A working-class Italian-American bouncer becomes the driver of an African-American classical pianist on a tour  through the 1960s Jim Crow American South.

After a string of weak and questionable choices in recent years the Academy of Motion Pictures Arts and Sciences finally got it right for a change by awarding Green Book the Best Film Oscar of 2019.

Whether or not similar stories have been told before (e.g., Driving Miss Daisy) this one takes the cake on every level.  Viggo Mortensen is beyond belief as the low class Italian American slob hired to Chauffeur an erudite posh mannered snobbish negro Pianist (Don Shirley) on a concert tour of the horridly outrageously racist deep south in 1961.   The way in which their early antagonism turns into deep friendship along the way is told in a most amusing manner skedaddled along by the bottomless talents of both actors. The situations are perfectly chosen to point up the deepening racism the deeper south they go. In one rain soaked scene we are subtly reminded that in the Land of the Free and Home of the Brave there actually existed places (in Mississippi) where it was illegal for a black person to be see on the streets after dark! (Nigger, don't let the sun set on you) -- Shameful, shameful  but true!   In this scene Viggo punches out one redneck cop and both land in jail. Will they ever get out of this one? -- Shirley knows his rights and is allowed one call to a lawyer. The return call shocks the sickening redneck cops into letting the prisoners go.  It was from the Attorney General in Washington -- Shirley was a personal friend of RFK, brother of JFK -- neither mentioned by name. 

The picture opens without so much as a main title plunging right in to the back story of Tony Lip the night club bouncer (Mortensen) and his  Italian dialect speaking extended family with Mafioso connections. All mix their English up with snatches of Sicilian immigrant Italian  (subtitled) adding an immediate element of authenticity. We don't even get to the main  part of the film when Tony, out of work, is hired for a well paid job as a chauffeur and bodyguard by Shirley (Mahershala Ali, Best supporting actor)  but this part alone is almost a complete movie in itself. We don't even get to understand that the Green Book of the title is the name of an actual hotel/motel guidebook that was published to help black people find accommodations when traveling in the racially segregated south until nearly a third of the way into the story.  But by this time the tone is already set.
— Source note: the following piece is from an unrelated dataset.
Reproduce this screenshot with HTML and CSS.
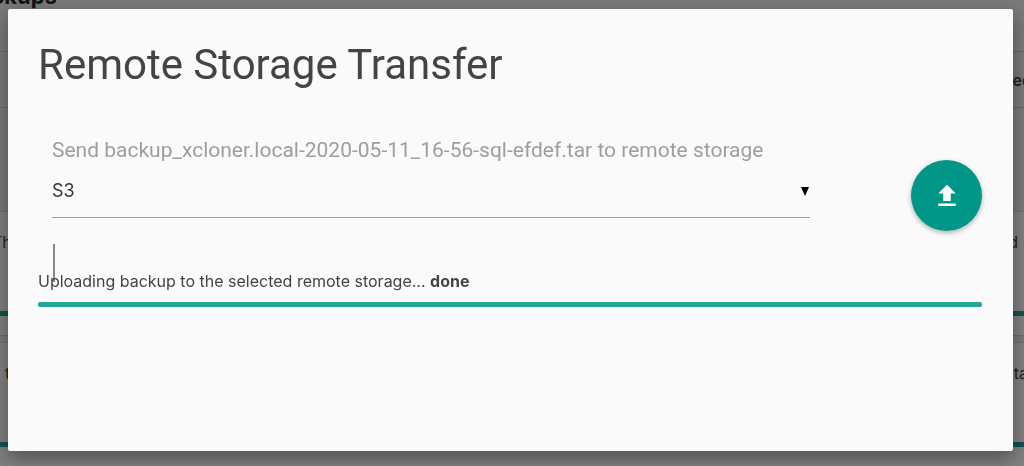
FILE: index.html
```
<!DOCTYPE html>
<html lang="en">
<head>
  <meta charset="UTF-8">
  <title>Remote Storage Transfer</title>
  <link rel="stylesheet" href="styles.css">
</head>
<body>
  <!-- Backup list behind the dialog -->
  <div class="backups">
    <h2 class="backups-title">Backups</h2>
    <div class="backups-head"><span></span><span>Created</span></div>
    <div class="backups-filter"></div>
    <div class="backups-row">
      <div class="row-text"><span>Th</span><span>d</span></div>
      <div class="row-bar"></div>
    </div>
    <div class="backups-gap"></div>
    <div class="backups-row">
      <div class="row-text"><span class="indent">t</span><span class="cut">ta</span></div>
      <div class="row-bar"></div>
    </div>
    <div class="backups-foot"></div>
  </div>

  <!-- Dialog -->
  <div class="overlay">
    <div class="modal" role="dialog" aria-labelledby="modal-title">
      <h1 id="modal-title">Remote Storage Transfer</h1>
      <form class="transfer-form">
        <div class="field">
          <label for="storage">Send backup_xcloner.local-2020-05-11_16-56-sql-efdef.tar to remote storage</label>
          <div class="select-wrap">
            <select id="storage">
              <option>S3</option>
            </select>
            <svg class="arrow" viewBox="0 0 10 9" aria-hidden="true"><path d="M1 0h8L5 9z"/></svg>
          </div>
        </div>
        <button type="button" class="upload-btn" aria-label="Upload">
          <svg viewBox="0 0 24 24" aria-hidden="true"><path d="M9 16h6v-6h4l-7-7-7 7h4zm-4 2h14v2H5z"/></svg>
        </button>
      </form>
      <div class="marker"></div>
      <p class="status">Uploading backup to the selected remote storage... <strong>done</strong></p>
      <div class="progress"></div>
    </div>
  </div>
</body>
</html>
```

FILE: styles.css
```
* {
  box-sizing: border-box;
}

body {
  margin: 0;
  min-height: 100vh;
  background: #f1f1f1;
  color: #444;
  font-family: Inter, "Liberation Sans", sans-serif;
  font-size: 16px;
  overflow: hidden;
}

/* Backup list */
.backups {
  margin: 0 -8px;
}

.backups-title {
  height: 51px;
  margin: -14px 0 14px -28px;
  font-size: 22px;
  line-height: 20px;
  color: #23282d;
}

.backups-head,
.row-text {
  display: flex;
  justify-content: space-between;
}

.backups-head {
  height: 57px;
  align-items: center;
  border-top: 1px solid #d0d0d0;
  border-bottom: 1px solid #d0d0d0;
  font-weight: 600;
}

.backups-filter {
  height: 103px;
}

.backups-row {
  display: flow-root;
  padding-top: 20px;
  background: #fff;
  border-top: 1px solid #e0e0e0;
}

.row-text {
  height: 79px;
  padding-right: 14px;
  line-height: 20px;
}

.indent {
  padding-left: 13px;
}

.cut {
  margin-right: -10px;
}

.row-bar {
  height: 5px;
  margin-bottom: 19px;
  background: #26a69a;
}

.backups-gap {
  height: 7px;
  border-top: 1px solid #d0d0d0;
}

.backups-foot {
  border-top: 1px solid #d0d0d0;
}

/* Dialog */
.overlay {
  position: fixed;
  inset: 0;
  display: flex;
  padding: 9px 11px 15px 8px;
  background: rgba(0, 0, 0, 0.5);
}

.modal {
  flex: 1;
  padding: 31px 31px 24px 30px;
  background: #fafafa;
  border-radius: 2px;
  box-shadow: 0 8px 17px rgba(0, 0, 0, 0.2), 0 6px 20px rgba(0, 0, 0, 0.2);
}

.modal h1 {
  margin: 0 0 44px;
  font-family: Roboto, "Liberation Sans", sans-serif;
  font-size: 42px;
  line-height: 50px;
  font-weight: 400;
}

.transfer-form {
  display: flex;
  justify-content: space-between;
  align-items: flex-start;
}

.field {
  flex: 0 1 772px;
  padding-left: 14px;
}

.field label {
  display: block;
  color: #9e9e9e;
  font-family: Roboto, "Liberation Sans", sans-serif;
  font-size: 21px;
  line-height: 32px;
  white-space: nowrap;
}

.select-wrap {
  display: flex;
  align-items: center;
  border-bottom: 1px solid #9e9e9e;
}

.select-wrap select {
  flex: 1;
  height: 48px;
  margin-bottom: 3px;
  padding: 0;
  border: 0;
  background: transparent;
  color: #32373c;
  font: inherit;
  font-size: 18px;
  appearance: none;
}

.arrow {
  width: 10px;
  height: 9px;
}

.upload-btn {
  width: 71px;
  height: 71px;
  margin-top: 26px;
  padding: 0;
  border: 0;
  border-radius: 50%;
  background: #009688;
  box-shadow: 0 2px 5px rgba(0, 0, 0, 0.3);
}

.upload-btn svg {
  display: block;
  width: 30px;
  margin: auto;
  fill: #fff;
}

.marker {
  width: 2px;
  height: 38px;
  margin: 13px 0 -12px 15px;
  background: #7e8993;
}

.status {
  margin: 0 0 10px;
  line-height: 22px;
}

.progress {
  height: 5px;
  border-radius: 2px;
  background: #26a69a;
}
```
Another strong plus is the way Shirley's swift  piano fingering is shown without a hitch  making it look as if Ali is doing the playing himself.  

At the Oscars Spike Lee was brimming with bitterness  that his BlaKKKlansman was so easily outflanked by Green Book, but having seen both pictures I am inclined to agree with the critic who said that he was very glad that a heartwarming and highly entertaining film like Green Book won out over Lee's angry hate filled diatribe. And that's exactly what KKKlansman was.

Ps: Although I was very favorably impressed by Rami Malek's rendition of Freddy Mercury in Bohemian Rhapsody I was even more impressed by Mortensen's amazing ability to totally enter the skin of a low class Italian slob and endow the role with a perfect mix of violence, humor, and humanism.  For me it was Best Actor, Viggo.